# TASK STATEMENT
Extract the lines of the material below, beginning with the first and ending with the line that holds "right-[26px] top-[32px] text-[19px]". Skip every picture.

....

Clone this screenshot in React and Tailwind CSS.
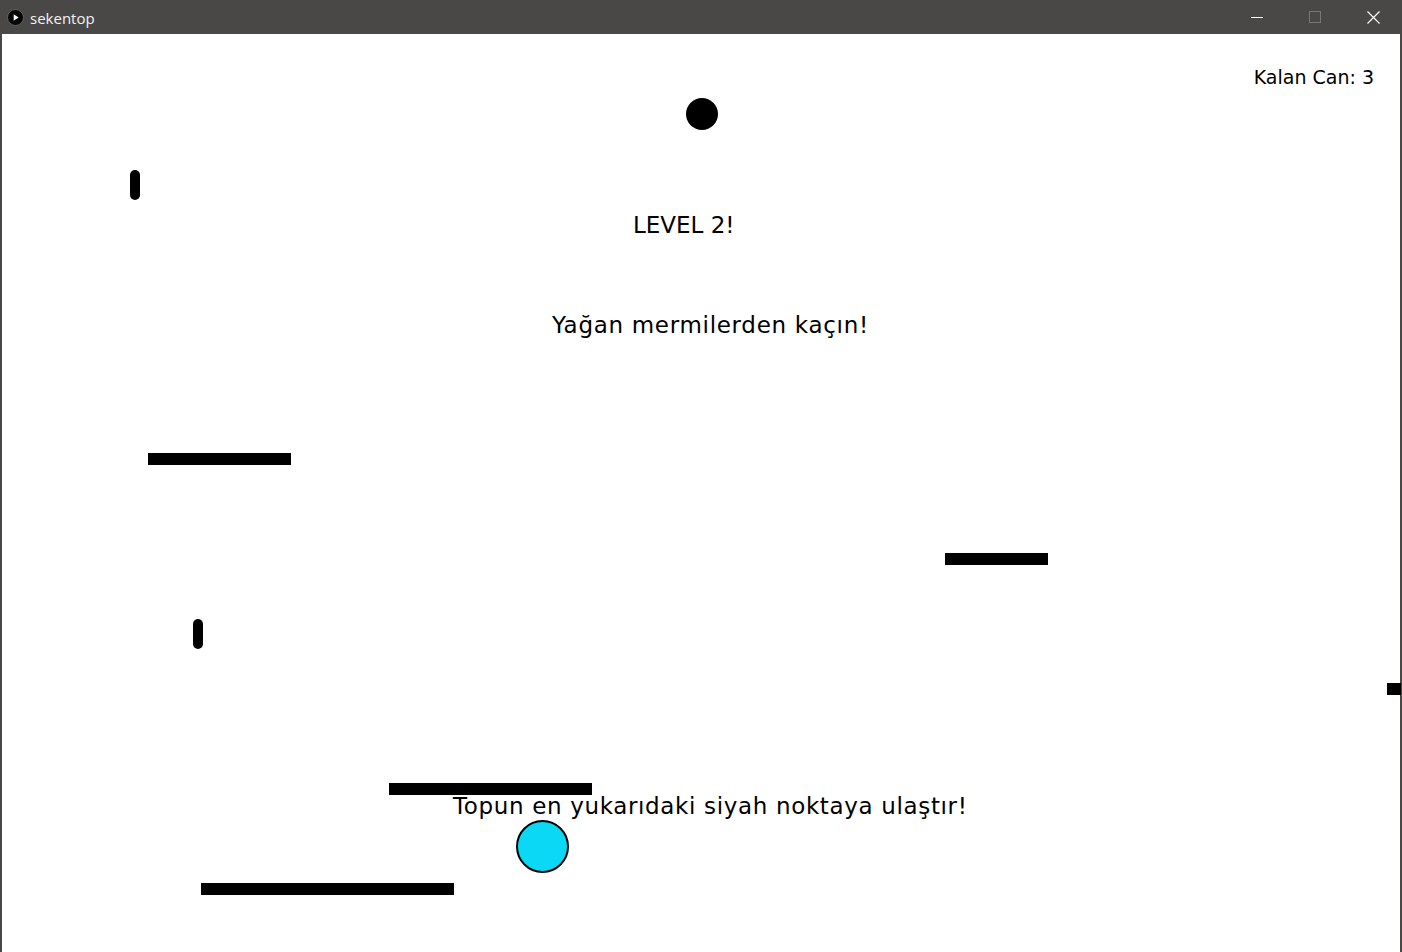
export default function App() {
  return (
    <div className="w-[1402px] h-[952px] flex flex-col bg-[#4a4846] overflow-hidden" style={{ fontFamily: '"DejaVu Sans", sans-serif' }}>
      {/* title bar */}
      <div className="h-[34px] flex items-center shrink-0 text-white">
        <div className="w-[30px] flex justify-center pt-[1px]">
          <svg width="17" height="17" viewBox="0 0 16 16">
            <circle cx="8" cy="8" r="7.5" fill="#050505" stroke="#6b6b6b" strokeWidth="0.8" />
            <path d="M6.3 4.9 L11 8 L6.3 11.1 Z" fill="#fff" />
          </svg>
        </div>
        <span className="text-[15px] text-[#f2f2f2] mt-[2px]" style={{ fontFamily: '"Open Sans", sans-serif' }}>sekentop</span>
        <div className="ml-auto flex h-full">
          <div className="w-[58px] flex items-center justify-center">
            <div className="w-[12px] h-[1px] bg-white" />
          </div>
          <div className="w-[58px] flex items-center justify-center">
            <div className="w-[12px] h-[12px] border border-[#777]" />
          </div>
          <div className="w-[58px] flex items-center justify-center">
            <svg width="13" height="13" viewBox="0 0 13 13">
              <path d="M0.5 0.5 L12.5 12.5 M12.5 0.5 L0.5 12.5" stroke="#fff" strokeWidth="1.2" />
            </svg>
          </div>
        </div>
      </div>

      {/* game canvas */}
      <div className="relative flex-1 bg-white border-x-2 border-[#4a4846] text-black text-[23px] leading-[26px]">
        <div className="absolute right-[26px] top-[32px] text-[19px] leading-[22px]">Kalan Can: 3</div>

        <div className="absolute left-[684px] top-[64px] w-[32px] h-[32px] rounded-full bg-black" />

        <div className="absolute left-[128px] top-[136px] w-[10px] h-[30px] rounded-full bg-black" />
        <div className="absolute left-[191px] top-[585px] w-[10px] h-[30px] rounded-full bg-black" />

        <div className="absolute left-[631px] top-[178px] whitespace-nowrap">LEVEL 2!</div>
        <div className="absolute left-[550px] top-[278px] whitespace-nowrap tracking-[0.7px]">Yağan mermilerden kaçın!</div>

        <div className="absolute left-[146px] top-[419px] w-[143px] h-[12px] bg-black" />
        <div className="absolute left-[943px] top-[519px] w-[103px] h-[12px] bg-black" />
        <div className="absolute left-[1385px] top-[649px] w-[14px] h-[12px] bg-black" />
        <div className="absolute left-[387px] top-[749px] w-[203px] h-[12px] bg-black" />

        <div className="absolute left-[451px] top-[759px] whitespace-nowrap tracking-[0.65px]">Topun en yukarıdaki siyah noktaya ulaştır!</div>

        <div className="absolute left-[514px] top-[786px] w-[53px] h-[53px] rounded-full bg-[#0ad8f5] border-2 border-black" />
        <div className="absolute left-[199px] top-[849px] w-[253px] h-[12px] bg-black" />
      </div>
    </div>
  );
}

....

# RESULT
Clone this screenshot in React and Tailwind CSS.
export default function App() {
  return (
    <div className="w-[1402px] h-[952px] flex flex-col bg-[#4a4846] overflow-hidden" style={{ fontFamily: '"DejaVu Sans", sans-serif' }}>
      {/* title bar */}
      <div className="h-[34px] flex items-center shrink-0 text-white">
        <div className="w-[30px] flex justify-center pt-[1px]">
          <svg width="17" height="17" viewBox="0 0 16 16">
            <circle cx="8" cy="8" r="7.5" fill="#050505" stroke="#6b6b6b" strokeWidth="0.8" />
            <path d="M6.3 4.9 L11 8 L6.3 11.1 Z" fill="#fff" />
          </svg>
        </div>
        <span className="text-[15px] text-[#f2f2f2] mt-[2px]" style={{ fontFamily: '"Open Sans", sans-serif' }}>sekentop</span>
        <div className="ml-auto flex h-full">
          <div className="w-[58px] flex items-center justify-center">
            <div className="w-[12px] h-[1px] bg-white" />
          </div>
          <div className="w-[58px] flex items-center justify-center">
            <div className="w-[12px] h-[12px] border border-[#777]" />
          </div>
          <div className="w-[58px] flex items-center justify-center">
            <svg width="13" height="13" viewBox="0 0 13 13">
              <path d="M0.5 0.5 L12.5 12.5 M12.5 0.5 L0.5 12.5" stroke="#fff" strokeWidth="1.2" />
            </svg>
          </div>
        </div>
      </div>

      {/* game canvas */}
      <div className="relative flex-1 bg-white border-x-2 border-[#4a4846] text-black text-[23px] leading-[26px]">
        <div className="absolute right-[26px] top-[32px] text-[19px] leading-[22px]">Kalan Can: 3</div>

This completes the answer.